** REQUIREMENT **
Write the material out again, line by line, exactly as it is.

** COLLECTED MATERIAL **
....

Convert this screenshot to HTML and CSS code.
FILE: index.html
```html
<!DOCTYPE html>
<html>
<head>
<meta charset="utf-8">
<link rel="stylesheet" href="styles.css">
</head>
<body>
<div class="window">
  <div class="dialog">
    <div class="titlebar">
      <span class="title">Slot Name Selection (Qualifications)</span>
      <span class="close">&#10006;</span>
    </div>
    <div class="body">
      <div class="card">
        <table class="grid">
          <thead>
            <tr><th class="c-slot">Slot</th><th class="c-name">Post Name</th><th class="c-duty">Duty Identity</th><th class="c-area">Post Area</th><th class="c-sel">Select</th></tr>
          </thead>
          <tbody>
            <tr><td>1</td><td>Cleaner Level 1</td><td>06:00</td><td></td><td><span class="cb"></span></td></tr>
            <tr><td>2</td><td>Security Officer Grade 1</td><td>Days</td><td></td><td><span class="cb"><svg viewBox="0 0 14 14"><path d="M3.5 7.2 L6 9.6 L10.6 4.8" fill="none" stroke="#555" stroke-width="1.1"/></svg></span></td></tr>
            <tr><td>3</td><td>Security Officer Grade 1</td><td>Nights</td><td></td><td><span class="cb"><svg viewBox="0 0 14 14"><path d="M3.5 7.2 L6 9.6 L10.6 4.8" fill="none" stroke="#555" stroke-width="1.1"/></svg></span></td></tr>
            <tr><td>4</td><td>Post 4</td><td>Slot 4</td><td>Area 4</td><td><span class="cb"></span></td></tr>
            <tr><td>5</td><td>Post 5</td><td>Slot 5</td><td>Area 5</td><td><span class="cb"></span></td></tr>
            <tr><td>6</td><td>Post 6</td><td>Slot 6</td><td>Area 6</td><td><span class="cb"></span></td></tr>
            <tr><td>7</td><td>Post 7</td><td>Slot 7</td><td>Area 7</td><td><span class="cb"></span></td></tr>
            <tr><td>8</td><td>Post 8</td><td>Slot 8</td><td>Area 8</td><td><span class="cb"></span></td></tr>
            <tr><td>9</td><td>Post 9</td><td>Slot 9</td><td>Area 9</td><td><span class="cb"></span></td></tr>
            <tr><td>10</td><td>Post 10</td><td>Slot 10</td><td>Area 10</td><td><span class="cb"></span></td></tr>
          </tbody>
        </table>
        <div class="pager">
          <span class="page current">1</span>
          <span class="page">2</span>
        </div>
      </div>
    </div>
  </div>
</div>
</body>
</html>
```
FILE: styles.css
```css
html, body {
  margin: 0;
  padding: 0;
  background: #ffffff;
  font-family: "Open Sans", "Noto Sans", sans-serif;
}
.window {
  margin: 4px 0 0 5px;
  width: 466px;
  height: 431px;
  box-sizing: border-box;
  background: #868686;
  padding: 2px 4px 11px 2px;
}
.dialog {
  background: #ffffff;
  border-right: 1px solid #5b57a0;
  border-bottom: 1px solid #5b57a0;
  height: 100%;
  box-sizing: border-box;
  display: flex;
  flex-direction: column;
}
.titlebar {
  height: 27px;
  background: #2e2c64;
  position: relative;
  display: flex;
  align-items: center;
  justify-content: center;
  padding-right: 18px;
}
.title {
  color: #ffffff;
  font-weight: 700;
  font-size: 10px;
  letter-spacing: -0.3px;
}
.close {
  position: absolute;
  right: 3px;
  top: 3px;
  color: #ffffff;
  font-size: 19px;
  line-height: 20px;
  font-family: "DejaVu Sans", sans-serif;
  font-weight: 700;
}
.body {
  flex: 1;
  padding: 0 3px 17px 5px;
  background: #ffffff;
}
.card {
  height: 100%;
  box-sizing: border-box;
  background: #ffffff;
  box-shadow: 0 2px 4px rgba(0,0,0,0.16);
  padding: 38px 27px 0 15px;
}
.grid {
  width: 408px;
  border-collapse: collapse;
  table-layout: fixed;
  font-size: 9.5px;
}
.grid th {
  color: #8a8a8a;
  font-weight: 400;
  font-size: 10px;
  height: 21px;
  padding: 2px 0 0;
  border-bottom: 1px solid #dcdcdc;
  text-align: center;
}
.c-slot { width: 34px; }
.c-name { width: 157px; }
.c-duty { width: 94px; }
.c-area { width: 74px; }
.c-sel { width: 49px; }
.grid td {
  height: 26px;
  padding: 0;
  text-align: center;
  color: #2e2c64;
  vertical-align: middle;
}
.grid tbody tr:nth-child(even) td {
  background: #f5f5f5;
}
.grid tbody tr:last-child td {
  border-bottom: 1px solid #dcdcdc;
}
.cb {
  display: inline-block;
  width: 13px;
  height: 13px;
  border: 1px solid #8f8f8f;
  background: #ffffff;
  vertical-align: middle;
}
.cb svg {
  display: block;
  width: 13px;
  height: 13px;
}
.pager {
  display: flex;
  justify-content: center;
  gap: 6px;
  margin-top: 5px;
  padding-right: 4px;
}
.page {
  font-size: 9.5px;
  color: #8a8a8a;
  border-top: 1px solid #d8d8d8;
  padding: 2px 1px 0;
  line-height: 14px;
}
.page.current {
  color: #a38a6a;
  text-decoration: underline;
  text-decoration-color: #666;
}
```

....

** RESPONSE TO THIS EXERCISE **
Convert this screenshot to HTML and CSS code.
FILE: index.html
```html
<!DOCTYPE html>
<html>
<head>
<meta charset="utf-8">
<link rel="stylesheet" href="styles.css">
</head>
<body>
<div class="window">
  <div class="dialog">
    <div class="titlebar">
      <span class="title">Slot Name Selection (Qualifications)</span>
      <span class="close">&#10006;</span>
    </div>
    <div class="body">
      <div class="card">
        <table class="grid">
          <thead>
            <tr><th class="c-slot">Slot</th><th class="c-name">Post Name</th><th class="c-duty">Duty Identity</th><th class="c-area">Post Area</th><th class="c-sel">Select</th></tr>
          </thead>
          <tbody>
            <tr><td>1</td><td>Cleaner Level 1</td><td>06:00</td><td></td><td><span class="cb"></span></td></tr>
            <tr><td>2</td><td>Security Officer Grade 1</td><td>Days</td><td></td><td><span class="cb"><svg viewBox="0 0 14 14"><path d="M3.5 7.2 L6 9.6 L10.6 4.8" fill="none" stroke="#555" stroke-width="1.1"/></svg></span></td></tr>
            <tr><td>3</td><td>Security Officer Grade 1</td><td>Nights</td><td></td><td><span class="cb"><svg viewBox="0 0 14 14"><path d="M3.5 7.2 L6 9.6 L10.6 4.8" fill="none" stroke="#555" stroke-width="1.1"/></svg></span></td></tr>
            <tr><td>4</td><td>Post 4</td><td>Slot 4</td><td>Area 4</td><td><span class="cb"></span></td></tr>
            <tr><td>5</td><td>Post 5</td><td>Slot 5</td><td>Area 5</td><td><span class="cb"></span></td></tr>
            <tr><td>6</td><td>Post 6</td><td>Slot 6</td><td>Area 6</td><td><span class="cb"></span></td></tr>
            <tr><td>7</td><td>Post 7</td><td>Slot 7</td><td>Area 7</td><td><span class="cb"></span></td></tr>
            <tr><td>8</td><td>Post 8</td><td>Slot 8</td><td>Area 8</td><td><span class="cb"></span></td></tr>
            <tr><td>9</td><td>Post 9</td><td>Slot 9</td><td>Area 9</td><td><span class="cb"></span></td></tr>
            <tr><td>10</td><td>Post 10</td><td>Slot 10</td><td>Area 10</td><td><span class="cb"></span></td></tr>
          </tbody>
        </table>
        <div class="pager">
          <span class="page current">1</span>
          <span class="page">2</span>
        </div>
      </div>
    </div>
  </div>
</div>
</body>
</html>
```
FILE: styles.css
```css
html, body {
  margin: 0;
  padding: 0;
  background: #ffffff;
  font-family: "Open Sans", "Noto Sans", sans-serif;
}
.window {
  margin: 4px 0 0 5px;
  width: 466px;
  height: 431px;
  box-sizing: border-box;
  background: #868686;
  padding: 2px 4px 11px 2px;
}
.dialog {
  background: #ffffff;
  border-right: 1px solid #5b57a0;
  border-bottom: 1px solid #5b57a0;
  height: 100%;
  box-sizing: border-box;
  display: flex;
  flex-direction: column;
}
.titlebar {
  height: 27px;
  background: #2e2c64;
  position: relative;
  display: flex;
  align-items: center;
  justify-content: center;
  padding-right: 18px;
}
.title {
  color: #ffffff;
  font-weight: 700;
  font-size: 10px;
  letter-spacing: -0.3px;
}
.close {
  position: absolute;
  right: 3px;
  top: 3px;
  color: #ffffff;
  font-size: 19px;
  line-height: 20px;
  font-family: "DejaVu Sans", sans-serif;
  font-weight: 700;
}
.body {
  flex: 1;
  padding: 0 3px 17px 5px;
  background: #ffffff;
}
.card {
  height: 100%;
  box-sizing: border-box;
  background: #ffffff;
  box-shadow: 0 2px 4px rgba(0,0,0,0.16);
  padding: 38px 27px 0 15px;
}
.grid {
  width: 408px;
  border-collapse: collapse;
  table-layout: fixed;
  font-size: 9.5px;
}
.grid th {
  color: #8a8a8a;
  font-weight: 400;
  font-size: 10px;
  height: 21px;
  padding: 2px 0 0;
  border-bottom: 1px solid #dcdcdc;
  text-align: center;
}
.c-slot { width: 34px; }
.c-name { width: 157px; }
.c-duty { width: 94px; }
.c-area { width: 74px; }
.c-sel { width: 49px; }
.grid td {
  height: 26px;
  padding: 0;
  text-align: center;
  color: #2e2c64;
  vertical-align: middle;
}
.grid tbody tr:nth-child(even) td {
  background: #f5f5f5;
}
.grid tbody tr:last-child td {
  border-bottom: 1px solid #dcdcdc;
}
.cb {
  display: inline-block;
  width: 13px;
  height: 13px;
  border: 1px solid #8f8f8f;
  background: #ffffff;
  vertical-align: middle;
}
.cb svg {
  display: block;
  width: 13px;
  height: 13px;
}
.pager {
  display: flex;
  justify-content: center;
  gap: 6px;
  margin-top: 5px;
  padding-right: 4px;
}
.page {
  font-size: 9.5px;
  color: #8a8a8a;
  border-top: 1px solid #d8d8d8;
  padding: 2px 1px 0;
  line-height: 14px;
}
.page.current {
  color: #a38a6a;
  text-decoration: underline;
  text-decoration-color: #666;
}
```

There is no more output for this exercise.